D'un côté, Uribe désapprouve la sortie politique et négociée du conflit et préfère une intervention militaire pour soumettre le peuple, comme il l'a déjà fait pendant sa période de présidence. Cette façon de faire a déjà causé des effets dévastateurs pour les Colombiens. Pour sa part, l'actuel président Santos, avec ses négociations de paix, essaye d'offrir un meilleur scénario économique aux grandes entreprises transnationales qui attendent pour investir en Colombie, avec un modèle extractif, dans le secteur minier, énergétique et agro-industriel, car la Colombie est riche en métaux, minéraux et pétrole.

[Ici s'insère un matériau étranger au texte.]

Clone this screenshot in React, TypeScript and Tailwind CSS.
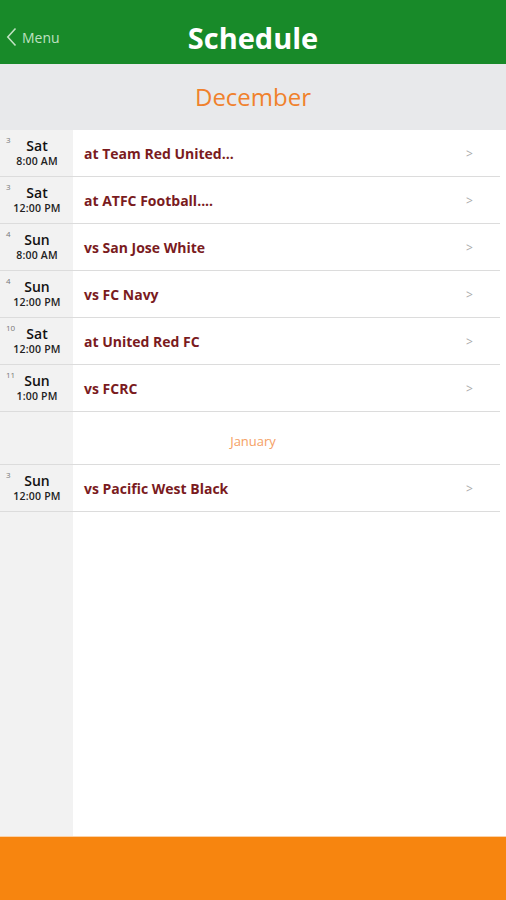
import React from "react";

type Game = {
  day: string;
  weekday: string;
  time: string;
  title: string;
};

const december: Game[] = [
  { day: "3", weekday: "Sat", time: "8:00 AM", title: "at Team Red United..." },
  { day: "3", weekday: "Sat", time: "12:00 PM", title: "at ATFC Football...." },
  { day: "4", weekday: "Sun", time: "8:00 AM", title: "vs San Jose White" },
  { day: "4", weekday: "Sun", time: "12:00 PM", title: "vs FC Navy" },
  { day: "10", weekday: "Sat", time: "12:00 PM", title: "at United Red FC" },
  { day: "11", weekday: "Sun", time: "1:00 PM", title: "vs FCRC" },
];

const january: Game[] = [
  { day: "3", weekday: "Sun", time: "12:00 PM", title: "vs Pacific West Black" },
];

const GameRow = ({ game }: { game: Game }) => (
  <div className="mr-[6px] flex h-[47px] items-center border-b border-[#dcdcdc]">
    <div className="relative flex h-full w-[73px] shrink-0 flex-col items-center justify-center pl-[1px]">
      <span className="absolute left-[6px] top-[6px] text-[8px] leading-none text-[#777]">
        {game.day}
      </span>
      <span className="text-[14px] font-semibold leading-[16px] text-[#111]">
        {game.weekday}
      </span>
      <span className="text-[10.5px] font-semibold leading-[14px] tracking-[0.2px] text-[#222]">
        {game.time}
      </span>
    </div>
    <div className="flex-1 pl-[11px] pt-[1px] text-[14px] font-bold text-[#7a1b1e]">
      {game.title}
    </div>
    <div className="w-[34px] pt-[2px] text-[12px] text-[#aaa]">&gt;</div>
  </div>
);

export default function App() {
  return (
    <div className="flex h-[900px] w-full flex-col bg-white font-['Open_Sans',sans-serif]">
      <header className="flex h-16 shrink-0 items-center bg-[#188a29] pt-[10px]">
        <div className="flex w-[120px] items-center gap-[5px] pl-[6px] text-[14px] text-[#bfe1c1]">
          <svg width="11" height="20" viewBox="0 0 11 20" fill="none">
            <path d="M9.5 1.5 L1.8 10 L9.5 18.5" stroke="#bfe1c1" strokeWidth="1.6" />
          </svg>
          <span>Menu</span>
        </div>
        <h1 className="flex-1 pr-[120px] text-center text-[29px] font-bold leading-none text-white">
          Schedule
        </h1>
      </header>
      <div className="flex h-[66px] shrink-0 items-center justify-center bg-[#e8e9eb] text-[24px] text-[#f0812c]">
        December
      </div>
      <main className="flex-1 bg-[linear-gradient(to_right,#f2f2f2_73px,#ffffff_73px)]">
        {december.map((g, i) => (
          <GameRow key={i} game={g} />
        ))}
        <div className="mr-[6px] flex h-[53px] items-center justify-center border-b border-[#dcdcdc] pl-[6px] pt-[8px] text-[13px] text-[#f5a064]">
          January
        </div>
        {january.map((g, i) => (
          <GameRow key={i} game={g} />
        ))}
      </main>
      <footer className="h-[64px] shrink-0 border-t border-[#fbd2a8] bg-[#f7850f]" />
    </div>
  );
}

De son côté, le mouvement social colombien, demande à être reconnu politiquement et à avoir une juste participation dans les dialogues pour la paix dans son pays. Dans cet esprit, un débat est nécessaire sur le modèle économique et politique avec des véritables transformations qui prennent en compte les accords convenus. Donc, nous comprenons l'une des principales questions qui se pose dans la grève générale et paysanne.
Dans ce contexte particulier pour la Colombie, des millions d’autochtones, d'afro-descendants et de paysans se trouvent aujourd'hui dans la rue. Des enseignants et des camionneurs, sont aussi avec eux. Les dettes sociales dues au peuple colombien, sont infinies : le pillage des biens communs l’absence d'éducation et de santé, l'absence de l'Etat, dont la seule présence est militaire. Mais il y a un savoir populaire qui appartient à la Colombie et persiste. Il n’y a jamais eu de transformations sans bataille. C'est pour ça, que devant la répression, le peuple crie uni : « le peuple ne renonce jamais, carajo »
*Minga : faire ensemble, tradition latino-américaine de travail collectif en vue d’un objectif commun.